Traceback (most recent call last):
  File "main_3D.py", line 372, in <module>
  File "main_3D.py", line 87, in main
    torch.multiprocessing.spawn(main_worker, (args,), args.ngpus_per_node)
  File "/home/connectome/dyhan316/.conda/envs/VAE_3DCNN_older_MONAI/lib/python3.8/site-packages/torch/multiprocessing/spawn.py", line 240, in spawn
    return start_processes(fn, args, nprocs, join, daemon, start_method='spawn')
  File "/home/connectome/dyhan316/.conda/envs/VAE_3DCNN_older_MONAI/lib/python3.8/site-packages/torch/multiprocessing/spawn.py", line 198, in start_processes
    while not context.join():
  File "/home/connectome/dyhan316/.conda/envs/VAE_3DCNN_older_MONAI/lib/python3.8/site-packages/torch/multiprocessing/spawn.py", line 160, in join
    raise ProcessRaisedException(msg, error_index, failed_process.pid)

-- Process 1 terminated with the following error:
Traceback (most recent call last):
  File "/home/connectome/dyhan316/.conda/envs/VAE_3DCNN_older_MONAI/lib/python3.8/site-packages/torch/multiprocessing/spawn.py", line 69, in _wrap
    fn(i, *args)
  File "/scratch/connectome/dyhan316/VAE_ADHD/barlowtwins/main_3D.py", line 152, in main_worker
    for step, ((y1, y2), _) in enumerate(loader, start=epoch * len(loader)):
  File "/home/connectome/dyhan316/.conda/envs/VAE_3DCNN_older_MONAI/lib/python3.8/site-packages/torch/utils/data/dataloader.py", line 530, in __next__
    data = self._next_data()
  File "/home/connectome/dyhan316/.conda/envs/VAE_3DCNN_older_MONAI/lib/python3.8/site-packages/torch/utils/data/dataloader.py", line 1224, in _next_data
    return self._process_data(data)
  File "/home/connectome/dyhan316/.conda/envs/VAE_3DCNN_older_MONAI/lib/python3.8/site-packages/torch/utils/data/dataloader.py", line 1250, in _process_data
  File "/home/connectome/dyhan316/.conda/envs/VAE_3DCNN_older_MONAI/lib/python3.8/site-packages/torch/_utils.py", line 457, in reraise
    raise exception
RuntimeError: Caught RuntimeError in DataLoader worker process 0.

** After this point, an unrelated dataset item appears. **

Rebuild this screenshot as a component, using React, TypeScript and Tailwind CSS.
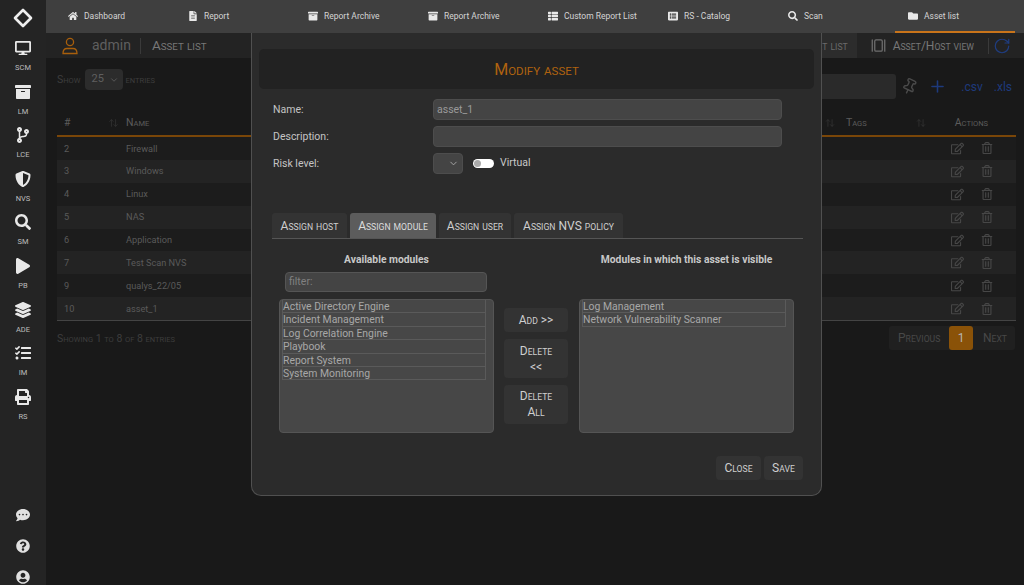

Original Traceback (most recent call last):
  File "/home/connectome/dyhan316/.conda/envs/VAE_3DCNN_older_MONAI/lib/python3.8/site-packages/torch/utils/data/_utils/worker.py", line 287, in _worker_loop
    data = fetcher.fetch(index)
  File "/home/connectome/dyhan316/.conda/envs/VAE_3DCNN_older_MONAI/lib/python3.8/site-packages/torch/utils/data/_utils/fetch.py", line 52, in fetch
    return self.collate_fn(data)
  File "/home/connectome/dyhan316/.conda/envs/VAE_3DCNN_older_MONAI/lib/python3.8/site-packages/torch/utils/data/_utils/collate.py", line 172, in default_collate
    return [default_collate(samples) for samples in transposed]  # Backwards compatibility.
  File "/home/connectome/dyhan316/.conda/envs/VAE_3DCNN_older_MONAI/lib/python3.8/site-packages/torch/utils/data/_utils/collate.py", line 172, in <listcomp>
    return [default_collate(samples) for samples in transposed]  # Backwards compatibility.

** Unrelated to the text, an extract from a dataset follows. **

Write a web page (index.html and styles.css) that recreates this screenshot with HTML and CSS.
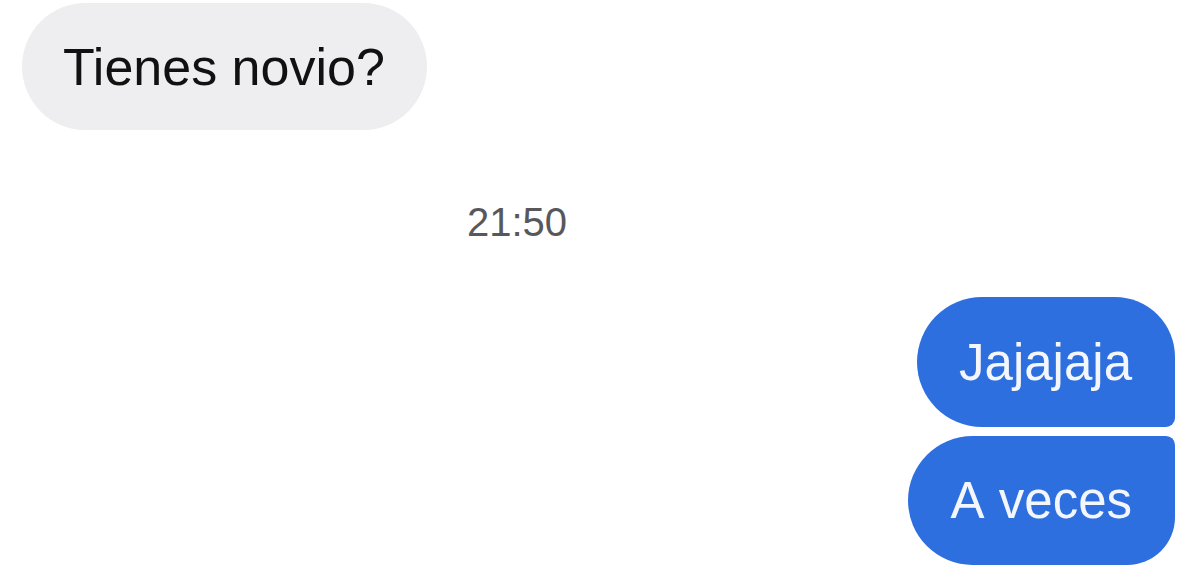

  File "/home/connectome/dyhan316/.conda/envs/VAE_3DCNN_older_MONAI/lib/python3.8/site-packages/torch/utils/data/_utils/collate.py", line 172, in default_collate
    return [default_collate(samples) for samples in transposed]  # Backwards compatibility.

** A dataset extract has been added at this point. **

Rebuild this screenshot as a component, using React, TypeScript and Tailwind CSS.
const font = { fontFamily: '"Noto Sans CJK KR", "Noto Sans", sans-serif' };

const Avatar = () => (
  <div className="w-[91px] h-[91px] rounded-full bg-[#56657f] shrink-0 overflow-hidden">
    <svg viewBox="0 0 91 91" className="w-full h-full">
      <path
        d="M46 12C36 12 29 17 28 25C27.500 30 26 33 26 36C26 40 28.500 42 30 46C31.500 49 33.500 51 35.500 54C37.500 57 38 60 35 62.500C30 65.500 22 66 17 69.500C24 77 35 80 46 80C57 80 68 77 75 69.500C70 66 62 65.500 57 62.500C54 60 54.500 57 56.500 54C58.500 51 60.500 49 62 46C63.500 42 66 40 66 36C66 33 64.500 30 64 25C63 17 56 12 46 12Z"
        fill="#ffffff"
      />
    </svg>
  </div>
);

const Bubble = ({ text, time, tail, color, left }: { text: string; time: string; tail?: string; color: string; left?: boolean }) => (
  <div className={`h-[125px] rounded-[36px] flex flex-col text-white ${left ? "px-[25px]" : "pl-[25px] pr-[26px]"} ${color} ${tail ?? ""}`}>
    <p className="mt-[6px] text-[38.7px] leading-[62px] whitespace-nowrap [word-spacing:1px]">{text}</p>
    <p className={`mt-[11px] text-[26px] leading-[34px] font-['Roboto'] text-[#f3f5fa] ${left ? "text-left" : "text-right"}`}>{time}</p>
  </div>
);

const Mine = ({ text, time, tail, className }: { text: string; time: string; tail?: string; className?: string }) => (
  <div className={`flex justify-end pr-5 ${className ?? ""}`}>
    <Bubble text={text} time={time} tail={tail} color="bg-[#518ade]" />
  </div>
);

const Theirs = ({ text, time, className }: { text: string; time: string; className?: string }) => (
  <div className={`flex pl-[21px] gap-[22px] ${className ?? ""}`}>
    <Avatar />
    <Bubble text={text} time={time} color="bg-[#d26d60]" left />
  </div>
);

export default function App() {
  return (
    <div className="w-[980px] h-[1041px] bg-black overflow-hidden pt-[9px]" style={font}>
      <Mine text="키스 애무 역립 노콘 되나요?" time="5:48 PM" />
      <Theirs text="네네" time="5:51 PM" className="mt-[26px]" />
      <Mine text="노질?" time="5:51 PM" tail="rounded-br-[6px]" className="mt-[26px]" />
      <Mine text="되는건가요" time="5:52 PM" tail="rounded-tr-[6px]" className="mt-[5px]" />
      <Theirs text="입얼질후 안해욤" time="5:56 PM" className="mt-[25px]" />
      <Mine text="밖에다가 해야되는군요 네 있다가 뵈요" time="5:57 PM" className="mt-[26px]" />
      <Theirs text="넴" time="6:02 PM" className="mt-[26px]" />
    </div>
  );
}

  File "/home/connectome/dyhan316/.conda/envs/VAE_3DCNN_older_MONAI/lib/python3.8/site-packages/torch/utils/data/_utils/collate.py", line 172, in <listcomp>
    return [default_collate(samples) for samples in transposed]  # Backwards compatibility.
  File "/home/connectome/dyhan316/.conda/envs/VAE_3DCNN_older_MONAI/lib/python3.8/site-packages/torch/utils/data/_utils/collate.py", line 137, in default_collate
    out = elem.new(storage).resize_(len(batch), *list(elem.size()))
RuntimeError: Attempted to set the storage of a tensor on device "cuda:1" to a storage on different device "cuda:0".  This is no longer allowed; the devices must match.

torch.meshgrid: in an upcoming release, it will be required to pass the indexing argument. (Triggered internally at  ../aten/src/ATen/native/TensorShape.cpp:2228.)
[W CudaIPCTypes.cpp:15] Producer process has been terminated before all shared CUDA tensors released. See Note [Sharing CUDA tensors]

I have another question that might be pertinent : in the code above, when I set num_workers, am I right in assuming that if I run the code with two gpu, since there’s two processes (one for each gpu), there will be two data loaders and hence there will be 4 workers? (2*2)?